▶ [Instructions to follow]:
Extract every line below that contains the word "styles".

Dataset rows
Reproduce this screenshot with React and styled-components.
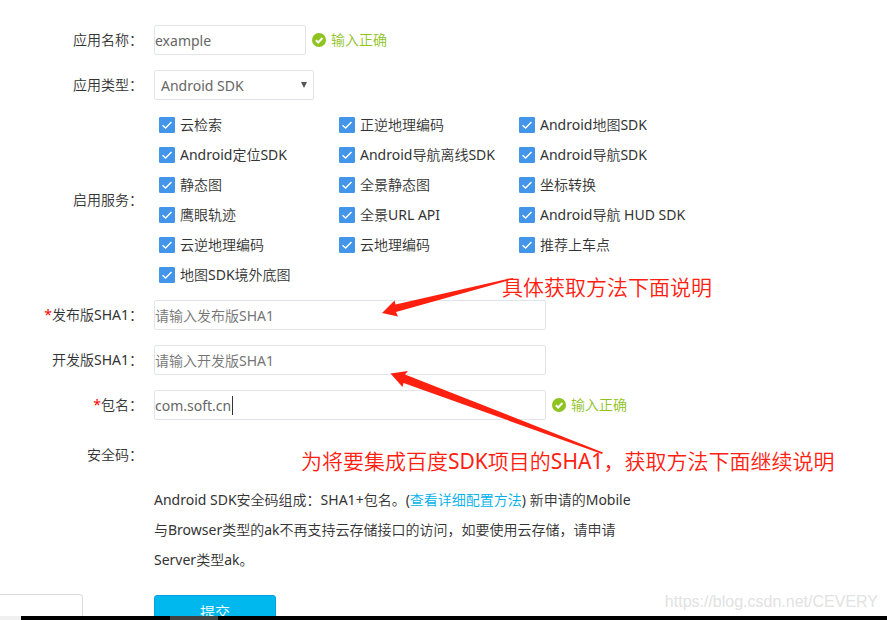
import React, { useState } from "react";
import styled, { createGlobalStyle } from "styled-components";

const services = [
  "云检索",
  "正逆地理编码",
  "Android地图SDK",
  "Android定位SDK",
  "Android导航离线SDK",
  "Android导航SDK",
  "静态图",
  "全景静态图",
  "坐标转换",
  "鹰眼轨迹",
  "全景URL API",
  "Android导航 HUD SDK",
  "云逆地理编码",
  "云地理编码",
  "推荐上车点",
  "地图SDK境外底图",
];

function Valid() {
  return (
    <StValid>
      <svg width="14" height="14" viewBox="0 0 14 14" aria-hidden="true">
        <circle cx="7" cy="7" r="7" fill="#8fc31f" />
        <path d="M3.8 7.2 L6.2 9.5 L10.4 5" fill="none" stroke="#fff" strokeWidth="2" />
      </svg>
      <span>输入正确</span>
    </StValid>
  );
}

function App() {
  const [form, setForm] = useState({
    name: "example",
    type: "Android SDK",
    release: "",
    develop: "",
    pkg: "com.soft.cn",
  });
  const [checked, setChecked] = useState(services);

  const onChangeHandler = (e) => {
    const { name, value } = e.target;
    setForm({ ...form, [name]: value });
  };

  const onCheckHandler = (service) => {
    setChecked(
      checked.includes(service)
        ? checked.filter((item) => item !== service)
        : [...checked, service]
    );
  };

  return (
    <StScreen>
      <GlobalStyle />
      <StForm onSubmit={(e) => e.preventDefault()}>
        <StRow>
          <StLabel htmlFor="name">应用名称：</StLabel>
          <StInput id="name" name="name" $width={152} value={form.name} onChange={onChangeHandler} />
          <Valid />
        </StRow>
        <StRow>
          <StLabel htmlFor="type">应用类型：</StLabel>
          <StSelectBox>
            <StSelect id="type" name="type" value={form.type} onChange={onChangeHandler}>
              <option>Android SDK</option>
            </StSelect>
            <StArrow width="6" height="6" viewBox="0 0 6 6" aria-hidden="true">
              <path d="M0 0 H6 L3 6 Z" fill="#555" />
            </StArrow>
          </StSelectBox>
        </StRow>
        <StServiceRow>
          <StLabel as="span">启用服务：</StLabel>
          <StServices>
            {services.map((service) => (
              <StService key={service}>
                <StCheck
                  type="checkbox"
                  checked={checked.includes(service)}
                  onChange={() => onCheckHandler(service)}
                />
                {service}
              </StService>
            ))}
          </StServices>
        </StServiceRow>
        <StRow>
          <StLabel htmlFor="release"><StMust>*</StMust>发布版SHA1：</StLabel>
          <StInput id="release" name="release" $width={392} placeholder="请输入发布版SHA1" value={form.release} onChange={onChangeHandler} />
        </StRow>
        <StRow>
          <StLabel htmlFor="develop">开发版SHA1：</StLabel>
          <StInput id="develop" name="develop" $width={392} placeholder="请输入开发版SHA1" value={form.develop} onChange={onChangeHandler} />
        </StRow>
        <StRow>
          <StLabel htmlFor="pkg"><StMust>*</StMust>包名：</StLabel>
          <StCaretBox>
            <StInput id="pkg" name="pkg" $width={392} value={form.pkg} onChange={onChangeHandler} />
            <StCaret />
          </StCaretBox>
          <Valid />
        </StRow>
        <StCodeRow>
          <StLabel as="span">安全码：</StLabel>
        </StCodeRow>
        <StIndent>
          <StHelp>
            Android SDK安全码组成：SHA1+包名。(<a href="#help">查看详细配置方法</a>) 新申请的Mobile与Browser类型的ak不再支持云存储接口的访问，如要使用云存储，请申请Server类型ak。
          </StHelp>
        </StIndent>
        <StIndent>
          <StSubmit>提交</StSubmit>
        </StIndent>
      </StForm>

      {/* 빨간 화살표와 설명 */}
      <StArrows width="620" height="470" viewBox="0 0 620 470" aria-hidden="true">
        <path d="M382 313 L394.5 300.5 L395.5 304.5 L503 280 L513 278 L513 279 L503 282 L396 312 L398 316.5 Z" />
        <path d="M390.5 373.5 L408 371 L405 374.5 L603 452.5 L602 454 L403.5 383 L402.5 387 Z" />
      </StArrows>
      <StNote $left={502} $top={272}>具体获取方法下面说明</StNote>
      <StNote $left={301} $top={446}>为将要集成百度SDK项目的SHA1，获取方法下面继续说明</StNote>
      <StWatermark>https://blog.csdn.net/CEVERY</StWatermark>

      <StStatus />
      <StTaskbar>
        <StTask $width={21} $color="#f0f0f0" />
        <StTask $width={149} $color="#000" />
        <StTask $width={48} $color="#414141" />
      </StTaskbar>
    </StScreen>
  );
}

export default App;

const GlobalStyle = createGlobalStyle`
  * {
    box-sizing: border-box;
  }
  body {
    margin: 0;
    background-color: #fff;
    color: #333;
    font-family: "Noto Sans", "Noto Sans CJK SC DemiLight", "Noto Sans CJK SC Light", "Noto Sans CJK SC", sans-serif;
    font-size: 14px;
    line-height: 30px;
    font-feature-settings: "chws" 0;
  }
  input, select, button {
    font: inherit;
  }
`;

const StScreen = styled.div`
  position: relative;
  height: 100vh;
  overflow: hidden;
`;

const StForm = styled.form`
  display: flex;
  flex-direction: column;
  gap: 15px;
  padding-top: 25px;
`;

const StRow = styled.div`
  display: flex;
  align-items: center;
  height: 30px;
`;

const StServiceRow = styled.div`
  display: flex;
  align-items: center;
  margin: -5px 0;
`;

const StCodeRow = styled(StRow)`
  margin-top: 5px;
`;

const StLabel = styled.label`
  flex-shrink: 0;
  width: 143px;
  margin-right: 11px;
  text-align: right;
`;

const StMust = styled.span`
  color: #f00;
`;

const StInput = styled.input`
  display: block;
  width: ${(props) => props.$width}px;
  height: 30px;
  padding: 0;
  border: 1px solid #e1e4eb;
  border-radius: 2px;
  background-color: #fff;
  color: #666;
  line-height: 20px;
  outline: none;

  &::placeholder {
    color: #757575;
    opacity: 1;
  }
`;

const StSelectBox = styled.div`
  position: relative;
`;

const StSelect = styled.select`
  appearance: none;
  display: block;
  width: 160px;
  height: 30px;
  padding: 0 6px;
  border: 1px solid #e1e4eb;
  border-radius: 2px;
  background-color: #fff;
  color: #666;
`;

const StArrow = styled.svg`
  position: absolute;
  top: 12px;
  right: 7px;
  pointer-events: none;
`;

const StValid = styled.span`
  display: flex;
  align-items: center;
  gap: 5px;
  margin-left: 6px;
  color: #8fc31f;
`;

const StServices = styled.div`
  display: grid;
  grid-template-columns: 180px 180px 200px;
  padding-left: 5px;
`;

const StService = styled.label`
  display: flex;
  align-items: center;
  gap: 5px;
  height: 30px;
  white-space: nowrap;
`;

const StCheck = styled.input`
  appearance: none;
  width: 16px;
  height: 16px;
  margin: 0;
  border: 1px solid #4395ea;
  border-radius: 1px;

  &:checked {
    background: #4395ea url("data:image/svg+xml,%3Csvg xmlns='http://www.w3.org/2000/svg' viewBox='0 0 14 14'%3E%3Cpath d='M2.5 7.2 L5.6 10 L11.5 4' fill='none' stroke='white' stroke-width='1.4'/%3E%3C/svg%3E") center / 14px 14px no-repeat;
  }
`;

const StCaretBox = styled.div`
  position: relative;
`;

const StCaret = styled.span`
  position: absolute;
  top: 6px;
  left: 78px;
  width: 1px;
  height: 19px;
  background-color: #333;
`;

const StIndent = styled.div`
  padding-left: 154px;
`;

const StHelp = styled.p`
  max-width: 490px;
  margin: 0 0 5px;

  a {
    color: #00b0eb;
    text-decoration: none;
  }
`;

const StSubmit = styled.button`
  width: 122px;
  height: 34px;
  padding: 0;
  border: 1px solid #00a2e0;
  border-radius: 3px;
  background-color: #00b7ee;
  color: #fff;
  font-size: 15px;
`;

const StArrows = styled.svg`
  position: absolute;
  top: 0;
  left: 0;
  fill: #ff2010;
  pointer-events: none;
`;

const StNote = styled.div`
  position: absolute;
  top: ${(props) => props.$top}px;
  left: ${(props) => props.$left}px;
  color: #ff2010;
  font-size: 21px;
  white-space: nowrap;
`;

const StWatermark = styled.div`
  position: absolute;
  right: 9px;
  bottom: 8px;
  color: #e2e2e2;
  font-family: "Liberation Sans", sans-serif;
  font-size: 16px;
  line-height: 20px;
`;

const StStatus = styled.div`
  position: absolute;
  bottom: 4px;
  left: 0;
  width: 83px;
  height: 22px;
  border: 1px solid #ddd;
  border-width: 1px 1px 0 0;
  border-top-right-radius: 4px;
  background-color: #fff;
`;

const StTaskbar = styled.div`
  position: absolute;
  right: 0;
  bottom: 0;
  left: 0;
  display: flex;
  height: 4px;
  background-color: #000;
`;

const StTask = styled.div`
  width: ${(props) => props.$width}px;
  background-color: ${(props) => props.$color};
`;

* * *

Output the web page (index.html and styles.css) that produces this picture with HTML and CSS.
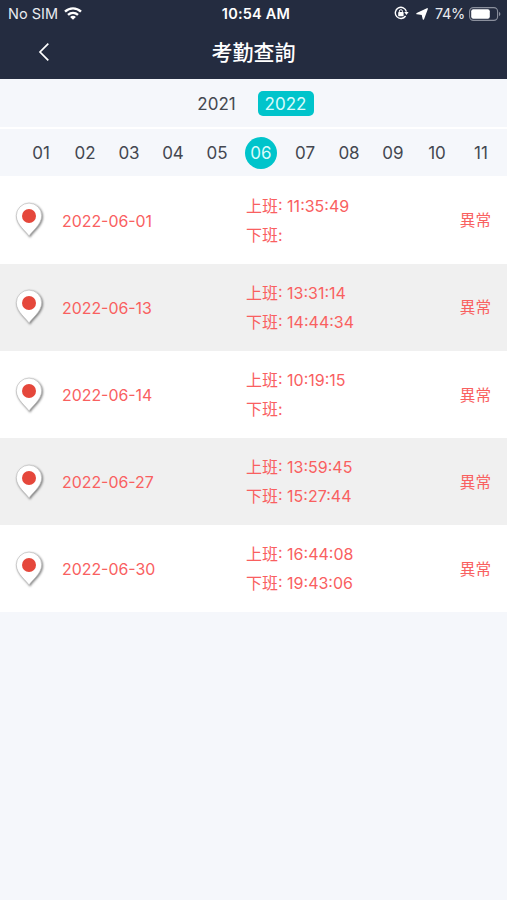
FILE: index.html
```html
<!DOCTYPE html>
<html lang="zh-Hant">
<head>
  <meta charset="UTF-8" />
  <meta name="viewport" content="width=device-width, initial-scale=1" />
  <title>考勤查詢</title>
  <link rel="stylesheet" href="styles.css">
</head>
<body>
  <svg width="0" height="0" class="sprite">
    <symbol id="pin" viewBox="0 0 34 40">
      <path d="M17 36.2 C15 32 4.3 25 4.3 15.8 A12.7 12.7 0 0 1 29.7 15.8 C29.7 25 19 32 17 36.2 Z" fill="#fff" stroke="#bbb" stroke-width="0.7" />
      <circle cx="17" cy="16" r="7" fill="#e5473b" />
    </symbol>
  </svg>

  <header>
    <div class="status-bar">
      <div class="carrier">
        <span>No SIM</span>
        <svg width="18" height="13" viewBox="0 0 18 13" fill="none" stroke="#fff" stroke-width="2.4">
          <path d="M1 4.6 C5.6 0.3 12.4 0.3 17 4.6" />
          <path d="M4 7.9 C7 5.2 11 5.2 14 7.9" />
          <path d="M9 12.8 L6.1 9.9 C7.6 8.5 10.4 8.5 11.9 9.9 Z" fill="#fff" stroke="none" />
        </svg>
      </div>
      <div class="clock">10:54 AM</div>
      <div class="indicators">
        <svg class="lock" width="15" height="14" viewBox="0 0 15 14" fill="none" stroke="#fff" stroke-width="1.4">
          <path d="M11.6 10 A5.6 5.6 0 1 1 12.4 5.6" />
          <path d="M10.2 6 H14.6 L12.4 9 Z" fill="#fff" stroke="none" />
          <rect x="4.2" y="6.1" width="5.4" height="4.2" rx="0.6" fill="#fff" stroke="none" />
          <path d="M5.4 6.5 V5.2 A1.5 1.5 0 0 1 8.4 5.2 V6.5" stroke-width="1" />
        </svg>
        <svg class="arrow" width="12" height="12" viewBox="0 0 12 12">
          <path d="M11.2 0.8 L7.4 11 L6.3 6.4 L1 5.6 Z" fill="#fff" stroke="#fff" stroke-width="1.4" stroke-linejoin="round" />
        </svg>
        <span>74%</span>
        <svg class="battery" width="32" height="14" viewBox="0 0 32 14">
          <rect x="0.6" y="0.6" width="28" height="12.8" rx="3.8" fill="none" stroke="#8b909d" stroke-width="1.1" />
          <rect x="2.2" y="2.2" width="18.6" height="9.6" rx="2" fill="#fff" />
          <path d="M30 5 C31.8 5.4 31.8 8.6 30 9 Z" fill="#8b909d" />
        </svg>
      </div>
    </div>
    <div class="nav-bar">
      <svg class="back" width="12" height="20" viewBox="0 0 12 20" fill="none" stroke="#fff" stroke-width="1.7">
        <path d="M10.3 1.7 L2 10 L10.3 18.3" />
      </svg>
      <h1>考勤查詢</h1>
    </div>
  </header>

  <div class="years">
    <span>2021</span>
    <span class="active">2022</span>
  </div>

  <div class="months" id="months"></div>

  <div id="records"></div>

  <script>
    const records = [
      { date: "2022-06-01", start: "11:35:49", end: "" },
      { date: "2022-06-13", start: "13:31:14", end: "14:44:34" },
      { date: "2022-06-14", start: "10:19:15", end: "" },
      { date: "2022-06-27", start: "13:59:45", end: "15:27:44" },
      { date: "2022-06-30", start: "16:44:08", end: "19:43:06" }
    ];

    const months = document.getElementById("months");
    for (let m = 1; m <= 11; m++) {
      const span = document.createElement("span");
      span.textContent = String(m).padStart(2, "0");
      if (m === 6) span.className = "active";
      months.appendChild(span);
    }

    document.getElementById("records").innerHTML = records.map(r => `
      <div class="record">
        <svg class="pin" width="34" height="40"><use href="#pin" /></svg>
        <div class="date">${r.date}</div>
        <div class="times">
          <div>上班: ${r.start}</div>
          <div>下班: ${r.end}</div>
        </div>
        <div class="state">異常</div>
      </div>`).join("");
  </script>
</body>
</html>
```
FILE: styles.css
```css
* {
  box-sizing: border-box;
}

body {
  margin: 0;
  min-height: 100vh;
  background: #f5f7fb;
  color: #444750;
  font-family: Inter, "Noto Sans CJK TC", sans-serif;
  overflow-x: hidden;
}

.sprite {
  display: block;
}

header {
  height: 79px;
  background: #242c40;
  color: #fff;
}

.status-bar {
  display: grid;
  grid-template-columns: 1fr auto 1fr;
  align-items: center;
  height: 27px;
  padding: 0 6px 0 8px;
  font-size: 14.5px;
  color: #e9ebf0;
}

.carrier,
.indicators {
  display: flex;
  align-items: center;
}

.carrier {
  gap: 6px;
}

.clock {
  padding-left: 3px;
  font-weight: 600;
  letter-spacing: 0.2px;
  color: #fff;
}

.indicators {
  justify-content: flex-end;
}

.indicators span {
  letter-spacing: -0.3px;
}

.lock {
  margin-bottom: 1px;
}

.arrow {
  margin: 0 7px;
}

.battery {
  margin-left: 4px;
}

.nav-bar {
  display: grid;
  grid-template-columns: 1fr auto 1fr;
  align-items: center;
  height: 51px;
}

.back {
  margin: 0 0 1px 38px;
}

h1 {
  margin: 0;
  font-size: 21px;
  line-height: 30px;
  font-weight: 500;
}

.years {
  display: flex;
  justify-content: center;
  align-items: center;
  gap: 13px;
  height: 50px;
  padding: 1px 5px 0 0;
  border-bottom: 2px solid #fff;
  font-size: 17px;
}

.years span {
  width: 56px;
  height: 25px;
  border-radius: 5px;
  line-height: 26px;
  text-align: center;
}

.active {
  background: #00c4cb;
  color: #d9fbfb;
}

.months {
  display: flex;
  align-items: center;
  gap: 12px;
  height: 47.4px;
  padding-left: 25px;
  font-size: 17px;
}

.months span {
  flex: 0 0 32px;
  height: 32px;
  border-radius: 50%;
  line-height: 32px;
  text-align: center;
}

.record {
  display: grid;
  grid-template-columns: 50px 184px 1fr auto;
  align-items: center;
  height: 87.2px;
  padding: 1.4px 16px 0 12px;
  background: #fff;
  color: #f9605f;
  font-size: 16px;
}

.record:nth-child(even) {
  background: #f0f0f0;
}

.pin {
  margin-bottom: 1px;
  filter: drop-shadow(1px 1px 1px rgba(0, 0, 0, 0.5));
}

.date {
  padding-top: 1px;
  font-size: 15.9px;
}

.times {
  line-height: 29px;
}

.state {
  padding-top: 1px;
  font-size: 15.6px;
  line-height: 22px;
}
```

▶ [Solved problem]:
Output the web page (index.html and styles.css) that produces this picture with HTML and CSS.
  <link rel="stylesheet" href="styles.css">
FILE: styles.css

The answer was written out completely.